◆ MATERIAL SUPPLIED

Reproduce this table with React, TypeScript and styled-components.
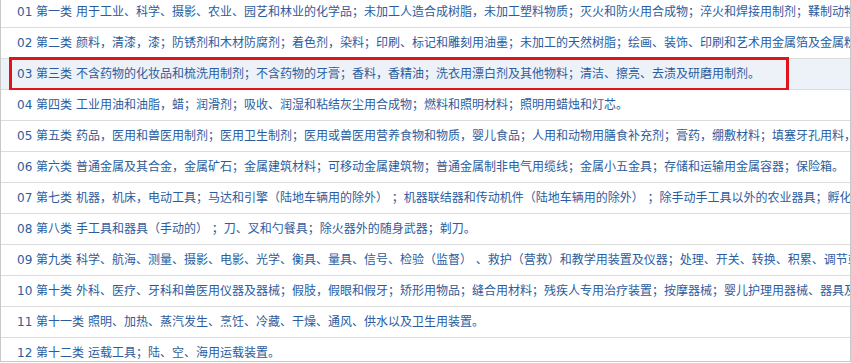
import styled, { createGlobalStyle } from "styled-components";

const GlobalStyle = createGlobalStyle`
  html, body {
    margin: 0;
    padding: 0;
    background: #fff;
    overflow: hidden;
  }
`;

const Panel = styled.div`
  box-sizing: border-box;
  width: 851px;
  height: 366px;
  margin-top: -4px;
  border: 1px solid #c8c8c8;
  overflow: hidden;
  background: #fff;
`;

const List = styled.ul`
  list-style: none;
  margin: 0;
  padding: 0;
`;

const Row = styled.li<{ $active?: boolean }>`
  position: relative;
  height: 30px;
  line-height: 30px;
  padding-left: 16px;
  border-bottom: 1px solid #dcdcdc;
  background: ${(p) => (p.$active ? "#edf2f8" : "#fff")};
  color: #2b5c9e;
  font-family: "DejaVu Sans", "Noto Sans CJK SC", sans-serif;
  font-size: 12px;
  white-space: nowrap;
  overflow: visible;

  &::after {
    content: "";
    display: ${(p) => (p.$active ? "block" : "none")};
    position: absolute;
    left: 8px;
    top: -2px;
    bottom: -2px;
    width: 780px;
    box-sizing: border-box;
    border: 3px solid #e0141c;
  }
`;

const Code = styled.span``;

const Name = styled.span``;

const Desc = styled.span``;

const classes = [
  ["01", "第一类", "用于工业、科学、摄影、农业、园艺和林业的化学品；未加工人造合成树脂，未加工塑料物质；灭火和防火用合成物；淬火和焊接用制剂；鞣制动物皮革用物质；工业用粘合剂"],
  ["02", "第二类", "颜料，清漆，漆；防锈剂和木材防腐剂；着色剂，染料；印刷、标记和雕刻用油墨；未加工的天然树脂；绘画、装饰、印刷和艺术用金属箔及金属粉"],
  ["03", "第三类", "不含药物的化妆品和梳洗用制剂；不含药物的牙膏；香料，香精油；洗衣用漂白剂及其他物料；清洁、擦亮、去渍及研磨用制剂。"],
  ["04", "第四类", "工业用油和油脂，蜡；润滑剂；吸收、润湿和粘结灰尘用合成物；燃料和照明材料；照明用蜡烛和灯芯。"],
  ["05", "第五类", "药品，医用和兽医用制剂；医用卫生制剂；医用或兽医用营养食物和物质，婴儿食品；人用和动物用膳食补充剂；膏药，绷敷材料；填塞牙孔用料，牙科用蜡"],
  ["06", "第六类", "普通金属及其合金，金属矿石；金属建筑材料；可移动金属建筑物；普通金属制非电气用缆线；金属小五金具；存储和运输用金属容器；保险箱。"],
  ["07", "第七类", "机器，机床，电动工具；马达和引擎（陆地车辆用的除外） ；机器联结器和传动机件（陆地车辆用的除外） ；除手动手工具以外的农业器具；孵化器"],
  ["08", "第八类", "手工具和器具（手动的） ；刀、叉和勺餐具；除火器外的随身武器；剃刀。"],
  ["09", "第九类", "科学、航海、测量、摄影、电影、光学、衡具、量具、信号、检验（监督） 、救护（营救）和教学用装置及仪器；处理、开关、转换、积累、调节或控制电的装置和仪器"],
  ["10", "第十类", "外科、医疗、牙科和兽医用仪器及器械；假肢，假眼和假牙；矫形用物品；缝合用材料；残疾人专用治疗装置；按摩器械；婴儿护理用器械、器具及用品"],
  ["11", "第十一类", "照明、加热、蒸汽发生、烹饪、冷藏、干燥、通风、供水以及卫生用装置。"],
  ["12", "第十二类", "运载工具；陆、空、海用运载装置。"],
];

const App = () => {
  return (
    <>
      <GlobalStyle />
      <Panel>
        <List>
          {classes.map(([code, name, desc]) => (
            <Row key={code} $active={code === "03"}>
              <Code>{code}</Code> <Name>{name}</Name> <Desc>{desc}</Desc>
            </Row>
          ))}
        </List>
      </Panel>
    </>
  );
};

export default App;
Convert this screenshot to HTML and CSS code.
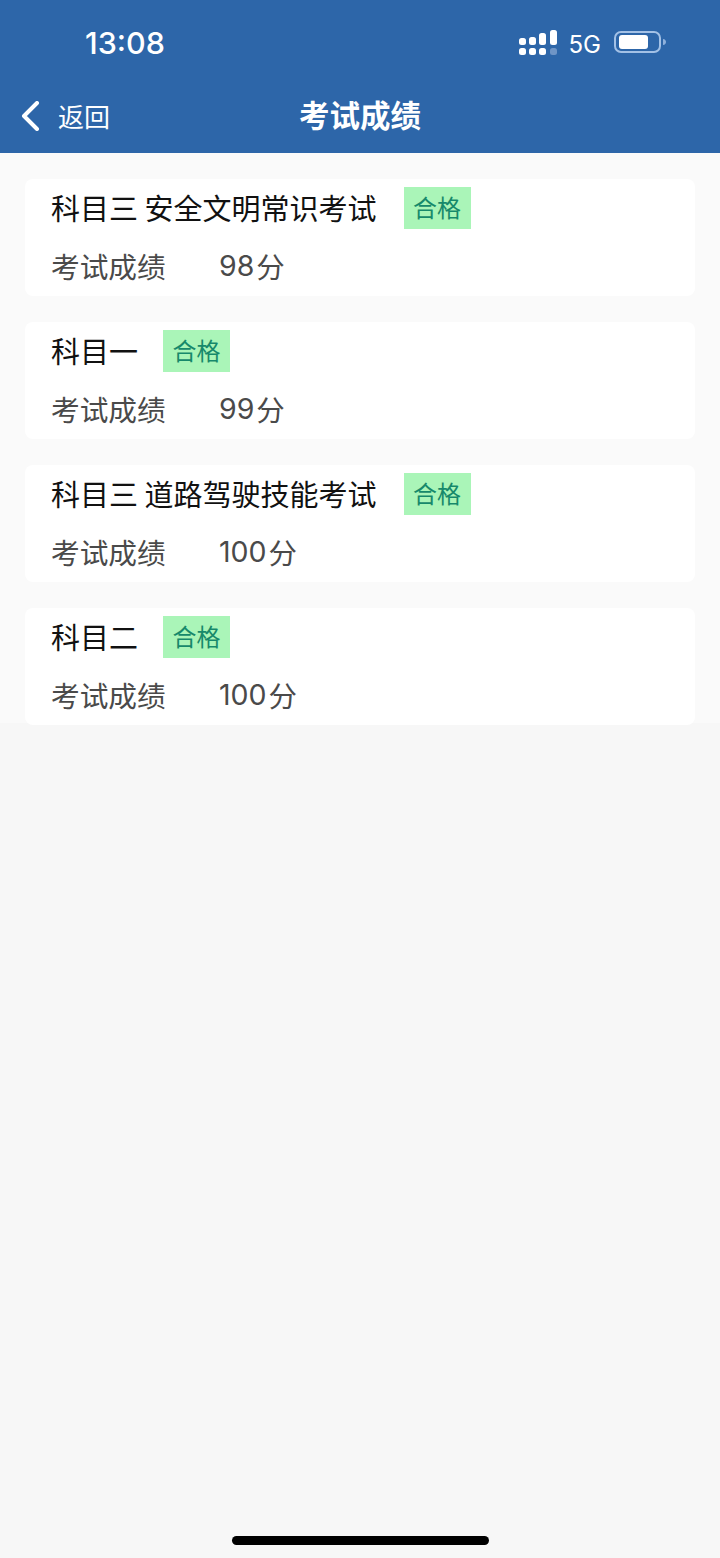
FILE: index.html
```html
<!DOCTYPE html>
<html lang="zh-CN">
<head>
    <meta charset="UTF-8">
    <meta name="viewport" content="width=device-width, initial-scale=1.0">
    <title>考试成绩</title>
    <link rel="stylesheet" href="styles.css">
</head>
<body>
    <div class="page">
        <header class="header">
            <div class="statusBar">
                <span class="time">13:08</span>
                <div class="statusIcons">
                    <svg class="signal" width="38" height="26" viewBox="0 0 38 26">
                        <rect x="0" y="8" width="7" height="7" rx="2.500" fill="#fff"/>
                        <rect x="10" y="7" width="7" height="8" rx="2.500" fill="#fff"/>
                        <rect x="20" y="3" width="7" height="12" rx="2.500" fill="#fff"/>
                        <rect x="31" y="0" width="7" height="15" rx="2.500" fill="#fff"/>
                        <rect x="0" y="18" width="7" height="7" rx="2.500" fill="#fff"/>
                        <rect x="10" y="18" width="7" height="7" rx="2.500" fill="#fff"/>
                        <rect x="20" y="18" width="7" height="7" rx="2.500" fill="#fff"/>
                        <rect x="31" y="18" width="7" height="7" rx="2.500" fill="#6f95c6"/>
                    </svg>
                    <span class="network">5G</span>
                    <svg class="battery" width="52" height="22" viewBox="0 0 52 22">
                        <rect x="1" y="1" width="45" height="20" rx="6" fill="none" stroke="#a3c1e6" stroke-width="2"/>
                        <rect x="5" y="4" width="29" height="14" rx="3" fill="#fff"/>
                        <path d="M49 8c2 0 3 1.500 3 3s-1 3-3 3z" fill="#8fb1dc"/>
                    </svg>
                </div>
            </div>
            <div class="navBar">
                <div class="back">
                    <svg width="20" height="30" viewBox="0 0 20 30">
                        <path d="M16 2 3 15l13 13" fill="none" stroke="#fff" stroke-width="4" stroke-linecap="round" stroke-linejoin="round"/>
                    </svg>
                    <span class="backText">返回</span>
                </div>
                <h1 class="navTitle">考试成绩</h1>
            </div>
        </header>

        <main class="list">
            <section class="card">
                <div class="cardTop">
                    <span class="subject subjectLong">科目三 安全文明常识考试</span>
                    <span class="badge">合格</span>
                </div>
                <div class="cardBottom">
                    <span class="scoreLabel">考试成绩</span>
                    <span class="scoreValue">98<i class="unit">分</i></span>
                </div>
            </section>
            <section class="card">
                <div class="cardTop">
                    <span class="subject">科目一</span>
                    <span class="badge">合格</span>
                </div>
                <div class="cardBottom">
                    <span class="scoreLabel">考试成绩</span>
                    <span class="scoreValue">99<i class="unit">分</i></span>
                </div>
            </section>
            <section class="card">
                <div class="cardTop">
                    <span class="subject subjectLong">科目三 道路驾驶技能考试</span>
                    <span class="badge">合格</span>
                </div>
                <div class="cardBottom">
                    <span class="scoreLabel">考试成绩</span>
                    <span class="scoreValue">100<i class="unit">分</i></span>
                </div>
            </section>
            <section class="card">
                <div class="cardTop">
                    <span class="subject">科目二</span>
                    <span class="badge">合格</span>
                </div>
                <div class="cardBottom">
                    <span class="scoreLabel">考试成绩</span>
                    <span class="scoreValue">100<i class="unit">分</i></span>
                </div>
            </section>
        </main>

        <div class="homeBar"><div class="homeIndicator"></div></div>
    </div>
</body>
</html>
```

FILE: styles.css
```css
* {
    box-sizing: border-box;
}
html, body {
    margin: 0;
    padding: 0;
}
body {
    font-family: "Noto Sans CJK SC", "Noto Sans", sans-serif;
    background-color: #f7f7f7;
}
.page {
    width: 720px;
    height: 1558px;
    display: flex;
    flex-direction: column;
}

.header {
    height: 153px;
    flex-shrink: 0;
    background-color: #2d66a9;
    color: white;
}
.statusBar {
    height: 84px;
    display: flex;
    align-items: center;
    justify-content: space-between;
    padding: 2px 54px 0 85px;
}
.time {
    font-family: Inter, "Liberation Sans", sans-serif;
    font-size: 30.500px;
    font-weight: 500;
    margin-bottom: 2px;
}
.statusIcons {
    display: flex;
    align-items: center;
}
.signal {
    margin-right: 12px;
}
.network {
    font-family: Inter, "Liberation Sans", sans-serif;
    font-size: 24px;
    margin-top: 2px;
    margin-right: 13px;
}
.battery {
    margin-bottom: 3px;
}
.navBar {
    height: 69px;
    display: flex;
    align-items: center;
    justify-content: center;
    position: relative;
}
.back {
    position: absolute;
    left: 21px;
    top: 17px;
    display: flex;
    align-items: center;
}
.back svg {
    margin-right: 17px;
}
.backText {
    font-size: 26px;
    line-height: 30px;
}
.navTitle {
    margin: 0 0 9px;
    font-size: 30.500px;
    font-weight: 700;
}

.list {
    height: 570px;
    flex-shrink: 0;
    background-color: #fafafa;
    padding: 26px 25px 0;
}
.card {
    height: 117px;
    margin-bottom: 26px;
    background-color: white;
    border-radius: 8px;
    padding: 8px 26px 0;
}
.cardTop {
    height: 42px;
    display: flex;
    align-items: center;
}
.subject {
    font-size: 29px;
    line-height: 40px;
    padding-bottom: 2px;
    color: #111;
}
.subjectLong {
    margin-right: 2px;
}
.badge {
    width: 67px;
    height: 42px;
    margin-left: 25px;
    background-color: #aaf5b8;
    color: #17896b;
    font-size: 24px;
    line-height: 40px;
    text-align: center;
}
.cardBottom {
    margin-top: 15px;
    display: flex;
    align-items: center;
    font-size: 28.700px;
    line-height: 44px;
    color: #4a4a4a;
}
.scoreLabel {
    width: 168px;
}
.scoreValue {
    font-family: Inter, "Liberation Sans", sans-serif;
    font-size: 28.500px;
    display: flex;
    align-items: center;
}
.unit {
    font-family: "Noto Sans CJK SC", sans-serif;
    font-style: normal;
    margin-left: 2px;
}

.homeBar {
    flex: 1;
    display: flex;
    justify-content: center;
    align-items: flex-end;
    padding-bottom: 13px;
}
.homeIndicator {
    width: 257px;
    height: 9px;
    border-radius: 5px;
    background-color: black;
}
```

◆ EXERCISE DIRECTIONS
Pictures are excluded; extract exactly the lines from the start of the data through the line that holds "overflow: visible;", both ends included.

◆ REPLY TO THE EXERCISE
Reproduce this table with React, TypeScript and styled-components.
import styled, { createGlobalStyle } from "styled-components";

const GlobalStyle = createGlobalStyle`
  html, body {
    margin: 0;
    padding: 0;
    background: #fff;
    overflow: hidden;
  }
`;

const Panel = styled.div`
  box-sizing: border-box;
  width: 851px;
  height: 366px;
  margin-top: -4px;
  border: 1px solid #c8c8c8;
  overflow: hidden;
  background: #fff;
`;

const List = styled.ul`
  list-style: none;
  margin: 0;
  padding: 0;
`;

const Row = styled.li<{ $active?: boolean }>`
  position: relative;
  height: 30px;
  line-height: 30px;
  padding-left: 16px;
  border-bottom: 1px solid #dcdcdc;
  background: ${(p) => (p.$active ? "#edf2f8" : "#fff")};
  color: #2b5c9e;
  font-family: "DejaVu Sans", "Noto Sans CJK SC", sans-serif;
  font-size: 12px;
  white-space: nowrap;
  overflow: visible;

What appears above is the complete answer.